■ STATED PROBLEM
Copy out all lines that hold "this".

■ RECORDS FOR PROCESSING
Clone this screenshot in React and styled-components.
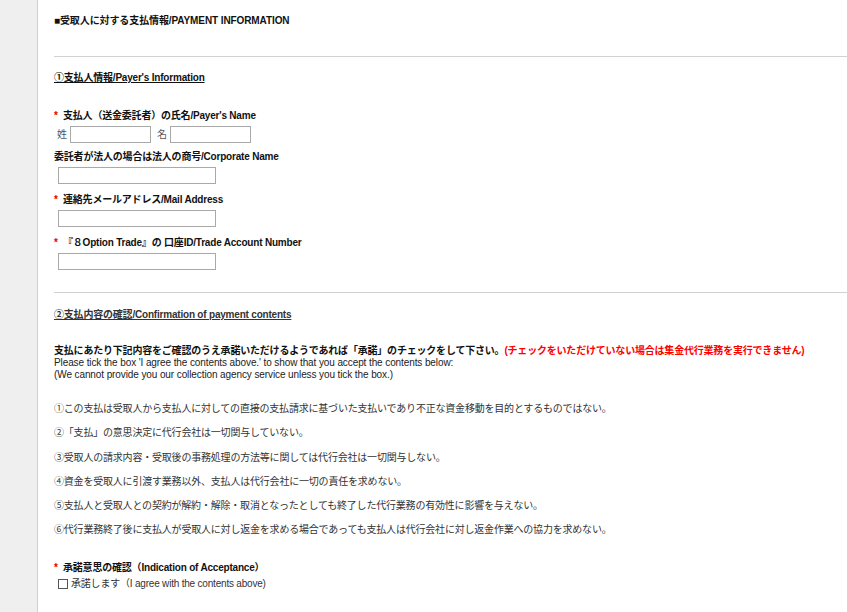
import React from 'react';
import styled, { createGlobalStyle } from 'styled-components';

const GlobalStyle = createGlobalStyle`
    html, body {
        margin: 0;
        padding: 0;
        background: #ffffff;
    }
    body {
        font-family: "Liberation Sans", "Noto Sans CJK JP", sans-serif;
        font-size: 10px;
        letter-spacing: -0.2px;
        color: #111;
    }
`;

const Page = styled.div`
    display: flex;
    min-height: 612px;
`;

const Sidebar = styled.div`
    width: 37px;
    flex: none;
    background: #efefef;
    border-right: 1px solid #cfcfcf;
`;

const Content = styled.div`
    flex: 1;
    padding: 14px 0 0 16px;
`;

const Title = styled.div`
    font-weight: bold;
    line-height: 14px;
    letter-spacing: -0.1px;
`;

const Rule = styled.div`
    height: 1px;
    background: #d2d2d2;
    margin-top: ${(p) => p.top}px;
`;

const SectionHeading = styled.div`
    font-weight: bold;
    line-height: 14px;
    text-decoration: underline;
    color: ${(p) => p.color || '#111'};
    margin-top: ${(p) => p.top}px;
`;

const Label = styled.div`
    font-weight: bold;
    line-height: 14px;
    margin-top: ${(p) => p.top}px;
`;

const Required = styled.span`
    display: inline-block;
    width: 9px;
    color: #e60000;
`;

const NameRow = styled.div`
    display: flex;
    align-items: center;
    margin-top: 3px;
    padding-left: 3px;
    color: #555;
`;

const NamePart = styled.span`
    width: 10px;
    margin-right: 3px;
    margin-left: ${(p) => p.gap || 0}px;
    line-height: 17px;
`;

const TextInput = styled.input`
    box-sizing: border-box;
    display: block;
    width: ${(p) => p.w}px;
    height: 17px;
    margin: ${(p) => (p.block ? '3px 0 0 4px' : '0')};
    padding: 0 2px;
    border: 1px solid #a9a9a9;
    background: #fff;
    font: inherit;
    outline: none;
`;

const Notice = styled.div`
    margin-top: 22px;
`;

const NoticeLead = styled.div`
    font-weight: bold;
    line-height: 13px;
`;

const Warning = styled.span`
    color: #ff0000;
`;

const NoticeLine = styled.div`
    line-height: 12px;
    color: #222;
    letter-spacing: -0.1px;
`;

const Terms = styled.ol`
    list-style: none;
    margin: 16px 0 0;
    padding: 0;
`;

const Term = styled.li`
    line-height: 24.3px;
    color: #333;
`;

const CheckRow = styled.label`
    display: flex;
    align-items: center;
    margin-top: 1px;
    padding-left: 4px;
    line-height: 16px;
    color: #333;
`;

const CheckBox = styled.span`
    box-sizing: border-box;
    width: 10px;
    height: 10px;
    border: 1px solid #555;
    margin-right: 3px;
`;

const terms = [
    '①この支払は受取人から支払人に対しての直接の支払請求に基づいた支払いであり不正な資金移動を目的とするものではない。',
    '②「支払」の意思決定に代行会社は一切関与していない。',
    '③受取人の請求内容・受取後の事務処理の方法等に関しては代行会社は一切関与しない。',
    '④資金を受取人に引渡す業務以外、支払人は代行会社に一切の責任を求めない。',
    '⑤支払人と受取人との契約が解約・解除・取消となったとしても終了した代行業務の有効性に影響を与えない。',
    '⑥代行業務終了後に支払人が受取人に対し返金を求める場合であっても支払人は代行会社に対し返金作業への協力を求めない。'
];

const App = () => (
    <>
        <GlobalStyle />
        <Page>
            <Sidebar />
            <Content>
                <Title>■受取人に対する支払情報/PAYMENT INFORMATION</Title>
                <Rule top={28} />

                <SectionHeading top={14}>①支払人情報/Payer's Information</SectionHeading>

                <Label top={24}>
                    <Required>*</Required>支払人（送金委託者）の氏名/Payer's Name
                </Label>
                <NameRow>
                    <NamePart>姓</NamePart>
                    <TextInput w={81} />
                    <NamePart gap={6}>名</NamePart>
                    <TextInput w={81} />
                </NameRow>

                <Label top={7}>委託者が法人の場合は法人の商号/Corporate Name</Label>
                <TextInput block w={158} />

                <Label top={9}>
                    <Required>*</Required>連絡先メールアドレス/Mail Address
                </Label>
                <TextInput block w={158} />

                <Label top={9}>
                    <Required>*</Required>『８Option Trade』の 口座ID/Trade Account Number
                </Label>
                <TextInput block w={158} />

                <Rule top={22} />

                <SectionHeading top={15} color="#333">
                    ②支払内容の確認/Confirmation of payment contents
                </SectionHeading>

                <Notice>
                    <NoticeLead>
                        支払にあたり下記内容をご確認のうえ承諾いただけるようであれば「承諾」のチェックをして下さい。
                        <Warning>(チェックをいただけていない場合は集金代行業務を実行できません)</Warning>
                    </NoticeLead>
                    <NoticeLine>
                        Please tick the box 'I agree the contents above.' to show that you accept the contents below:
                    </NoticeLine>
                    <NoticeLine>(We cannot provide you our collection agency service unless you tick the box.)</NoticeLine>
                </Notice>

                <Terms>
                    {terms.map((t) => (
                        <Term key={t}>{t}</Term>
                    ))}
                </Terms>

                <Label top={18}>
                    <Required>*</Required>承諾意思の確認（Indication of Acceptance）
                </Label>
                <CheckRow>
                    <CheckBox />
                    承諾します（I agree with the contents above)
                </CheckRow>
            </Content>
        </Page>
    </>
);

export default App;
==
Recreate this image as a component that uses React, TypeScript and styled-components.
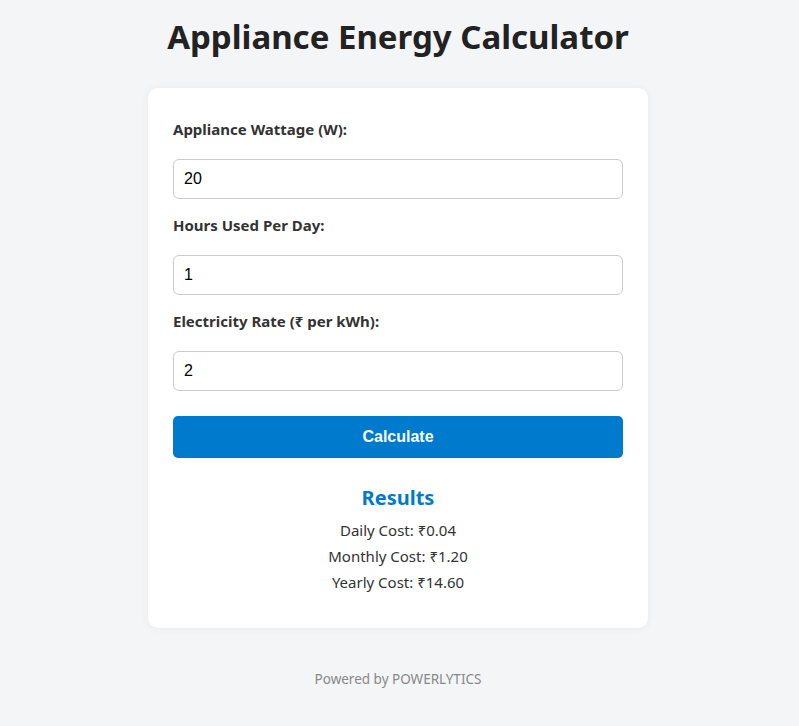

■ WRITTEN RESPONSE
Clone this screenshot in React and styled-components.
Recreate this image as a component that uses React, TypeScript and styled-components.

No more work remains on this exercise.